BEGIN

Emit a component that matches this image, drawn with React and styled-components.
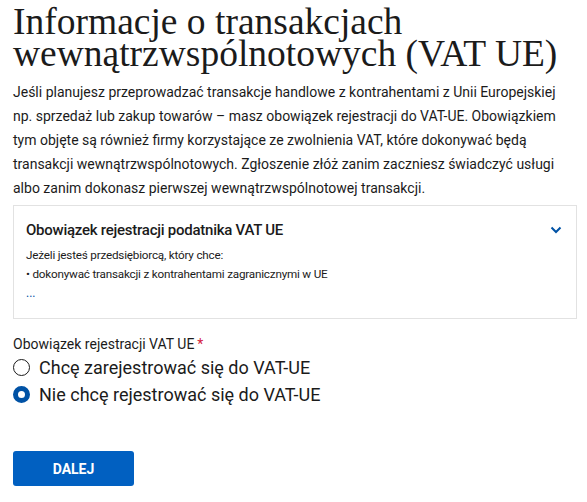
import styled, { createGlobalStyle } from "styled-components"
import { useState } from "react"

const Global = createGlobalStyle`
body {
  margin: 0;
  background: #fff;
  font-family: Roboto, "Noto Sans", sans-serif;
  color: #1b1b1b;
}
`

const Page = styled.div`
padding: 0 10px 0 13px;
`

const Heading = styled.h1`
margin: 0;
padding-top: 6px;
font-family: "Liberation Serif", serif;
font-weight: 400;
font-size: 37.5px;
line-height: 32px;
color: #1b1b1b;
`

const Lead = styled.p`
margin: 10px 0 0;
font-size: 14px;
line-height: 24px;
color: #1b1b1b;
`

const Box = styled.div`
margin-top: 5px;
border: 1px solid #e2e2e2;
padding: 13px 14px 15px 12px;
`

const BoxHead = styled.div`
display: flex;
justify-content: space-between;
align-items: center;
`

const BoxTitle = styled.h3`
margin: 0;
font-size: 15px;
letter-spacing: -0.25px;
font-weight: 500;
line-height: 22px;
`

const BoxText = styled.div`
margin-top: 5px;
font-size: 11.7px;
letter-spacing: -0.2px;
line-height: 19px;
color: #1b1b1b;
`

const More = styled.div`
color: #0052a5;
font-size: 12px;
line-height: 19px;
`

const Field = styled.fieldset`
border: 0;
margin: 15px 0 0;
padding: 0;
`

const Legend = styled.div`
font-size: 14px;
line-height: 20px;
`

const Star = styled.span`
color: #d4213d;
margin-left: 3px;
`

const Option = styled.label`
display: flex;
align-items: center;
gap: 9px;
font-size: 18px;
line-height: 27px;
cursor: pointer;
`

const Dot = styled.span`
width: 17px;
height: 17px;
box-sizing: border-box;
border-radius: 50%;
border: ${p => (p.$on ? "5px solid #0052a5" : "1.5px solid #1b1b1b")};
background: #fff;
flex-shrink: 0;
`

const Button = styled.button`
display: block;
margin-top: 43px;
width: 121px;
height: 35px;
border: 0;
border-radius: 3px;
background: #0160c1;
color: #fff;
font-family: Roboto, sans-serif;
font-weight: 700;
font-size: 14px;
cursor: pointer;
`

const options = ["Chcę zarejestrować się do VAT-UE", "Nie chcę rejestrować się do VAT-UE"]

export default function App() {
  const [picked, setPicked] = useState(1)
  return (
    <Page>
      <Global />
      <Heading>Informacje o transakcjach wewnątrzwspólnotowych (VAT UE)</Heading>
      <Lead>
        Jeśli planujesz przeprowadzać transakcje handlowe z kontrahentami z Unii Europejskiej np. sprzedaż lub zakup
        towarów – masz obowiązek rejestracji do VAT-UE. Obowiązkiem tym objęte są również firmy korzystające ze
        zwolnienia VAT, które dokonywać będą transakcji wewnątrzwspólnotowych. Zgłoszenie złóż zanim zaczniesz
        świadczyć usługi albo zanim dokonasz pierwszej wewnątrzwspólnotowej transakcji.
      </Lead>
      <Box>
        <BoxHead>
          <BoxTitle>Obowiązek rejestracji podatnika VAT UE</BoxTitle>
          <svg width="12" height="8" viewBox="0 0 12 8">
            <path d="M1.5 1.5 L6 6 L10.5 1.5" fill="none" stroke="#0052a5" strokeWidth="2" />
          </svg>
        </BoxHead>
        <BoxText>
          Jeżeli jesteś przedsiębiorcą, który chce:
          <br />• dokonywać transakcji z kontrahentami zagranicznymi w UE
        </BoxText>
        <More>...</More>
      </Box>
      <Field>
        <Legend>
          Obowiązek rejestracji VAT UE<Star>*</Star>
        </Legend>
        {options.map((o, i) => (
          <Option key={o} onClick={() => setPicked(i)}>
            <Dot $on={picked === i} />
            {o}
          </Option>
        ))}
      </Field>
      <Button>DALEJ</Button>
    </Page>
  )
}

END
BEGIN

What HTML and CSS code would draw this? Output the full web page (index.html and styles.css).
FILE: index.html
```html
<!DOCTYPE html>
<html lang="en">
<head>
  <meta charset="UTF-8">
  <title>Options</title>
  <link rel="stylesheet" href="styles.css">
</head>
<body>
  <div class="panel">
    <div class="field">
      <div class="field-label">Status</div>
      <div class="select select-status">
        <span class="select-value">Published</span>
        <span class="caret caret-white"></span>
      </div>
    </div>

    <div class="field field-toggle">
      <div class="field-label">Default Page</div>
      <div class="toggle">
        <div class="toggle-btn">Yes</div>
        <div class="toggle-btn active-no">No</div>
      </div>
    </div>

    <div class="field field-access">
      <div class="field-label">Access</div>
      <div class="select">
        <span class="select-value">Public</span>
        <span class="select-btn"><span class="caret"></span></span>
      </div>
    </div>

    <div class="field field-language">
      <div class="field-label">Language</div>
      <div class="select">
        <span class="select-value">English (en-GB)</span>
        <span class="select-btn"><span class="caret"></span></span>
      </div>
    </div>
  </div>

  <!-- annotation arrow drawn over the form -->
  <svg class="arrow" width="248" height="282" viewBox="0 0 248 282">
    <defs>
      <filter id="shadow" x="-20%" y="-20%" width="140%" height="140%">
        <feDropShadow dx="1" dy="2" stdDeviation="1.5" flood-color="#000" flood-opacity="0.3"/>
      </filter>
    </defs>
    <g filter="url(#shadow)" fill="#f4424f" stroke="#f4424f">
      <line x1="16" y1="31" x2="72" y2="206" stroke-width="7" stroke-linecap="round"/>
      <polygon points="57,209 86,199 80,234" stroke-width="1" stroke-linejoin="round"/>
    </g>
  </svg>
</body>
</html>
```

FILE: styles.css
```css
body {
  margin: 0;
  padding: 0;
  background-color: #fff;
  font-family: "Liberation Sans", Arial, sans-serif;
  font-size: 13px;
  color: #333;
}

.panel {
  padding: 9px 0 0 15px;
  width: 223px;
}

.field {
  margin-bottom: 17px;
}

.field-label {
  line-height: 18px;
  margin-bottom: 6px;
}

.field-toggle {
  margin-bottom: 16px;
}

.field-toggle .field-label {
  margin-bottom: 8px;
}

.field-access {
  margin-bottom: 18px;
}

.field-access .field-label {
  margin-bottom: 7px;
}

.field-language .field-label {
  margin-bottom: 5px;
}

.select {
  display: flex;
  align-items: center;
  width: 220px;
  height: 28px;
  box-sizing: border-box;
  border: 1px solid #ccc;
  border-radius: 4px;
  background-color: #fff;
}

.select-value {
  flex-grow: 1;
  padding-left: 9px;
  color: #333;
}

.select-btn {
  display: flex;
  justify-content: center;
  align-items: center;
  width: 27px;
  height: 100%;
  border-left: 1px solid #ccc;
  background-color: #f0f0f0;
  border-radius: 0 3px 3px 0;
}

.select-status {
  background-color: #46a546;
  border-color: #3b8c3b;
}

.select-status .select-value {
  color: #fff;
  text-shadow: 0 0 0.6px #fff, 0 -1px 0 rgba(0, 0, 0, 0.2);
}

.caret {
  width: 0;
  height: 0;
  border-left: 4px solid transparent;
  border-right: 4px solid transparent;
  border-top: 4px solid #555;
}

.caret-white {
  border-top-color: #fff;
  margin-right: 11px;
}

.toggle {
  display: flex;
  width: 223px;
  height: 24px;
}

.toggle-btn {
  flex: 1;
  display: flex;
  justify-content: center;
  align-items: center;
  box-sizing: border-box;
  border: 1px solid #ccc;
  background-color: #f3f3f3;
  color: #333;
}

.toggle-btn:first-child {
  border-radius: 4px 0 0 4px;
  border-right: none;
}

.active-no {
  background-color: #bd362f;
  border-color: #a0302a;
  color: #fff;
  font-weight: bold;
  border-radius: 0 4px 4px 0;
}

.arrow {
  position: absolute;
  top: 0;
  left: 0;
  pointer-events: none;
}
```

END

# Given problem:
Return exactly the lines from the one with "Emit a component" to the one with "zarejestrować się do", both ends kept, and only those. Images are left out.

# The solution:
Emit a component that matches this image, drawn with React and styled-components.
import styled, { createGlobalStyle } from "styled-components"
import { useState } from "react"

const Global = createGlobalStyle`
body {
  margin: 0;
  background: #fff;
  font-family: Roboto, "Noto Sans", sans-serif;
  color: #1b1b1b;
}
`

const Page = styled.div`
padding: 0 10px 0 13px;
`

const Heading = styled.h1`
margin: 0;
padding-top: 6px;
font-family: "Liberation Serif", serif;
font-weight: 400;
font-size: 37.5px;
line-height: 32px;
color: #1b1b1b;
`

const Lead = styled.p`
margin: 10px 0 0;
font-size: 14px;
line-height: 24px;
color: #1b1b1b;
`

const Box = styled.div`
margin-top: 5px;
border: 1px solid #e2e2e2;
padding: 13px 14px 15px 12px;
`

const BoxHead = styled.div`
display: flex;
justify-content: space-between;
align-items: center;
`

const BoxTitle = styled.h3`
margin: 0;
font-size: 15px;
letter-spacing: -0.25px;
font-weight: 500;
line-height: 22px;
`

const BoxText = styled.div`
margin-top: 5px;
font-size: 11.7px;
letter-spacing: -0.2px;
line-height: 19px;
color: #1b1b1b;
`

const More = styled.div`
color: #0052a5;
font-size: 12px;
line-height: 19px;
`

const Field = styled.fieldset`
border: 0;
margin: 15px 0 0;
padding: 0;
`

const Legend = styled.div`
font-size: 14px;
line-height: 20px;
`

const Star = styled.span`
color: #d4213d;
margin-left: 3px;
`

const Option = styled.label`
display: flex;
align-items: center;
gap: 9px;
font-size: 18px;
line-height: 27px;
cursor: pointer;
`

const Dot = styled.span`
width: 17px;
height: 17px;
box-sizing: border-box;
border-radius: 50%;
border: ${p => (p.$on ? "5px solid #0052a5" : "1.5px solid #1b1b1b")};
background: #fff;
flex-shrink: 0;
`

const Button = styled.button`
display: block;
margin-top: 43px;
width: 121px;
height: 35px;
border: 0;
border-radius: 3px;
background: #0160c1;
color: #fff;
font-family: Roboto, sans-serif;
font-weight: 700;
font-size: 14px;
cursor: pointer;
`

const options = ["Chcę zarejestrować się do VAT-UE", "Nie chcę rejestrować się do VAT-UE"]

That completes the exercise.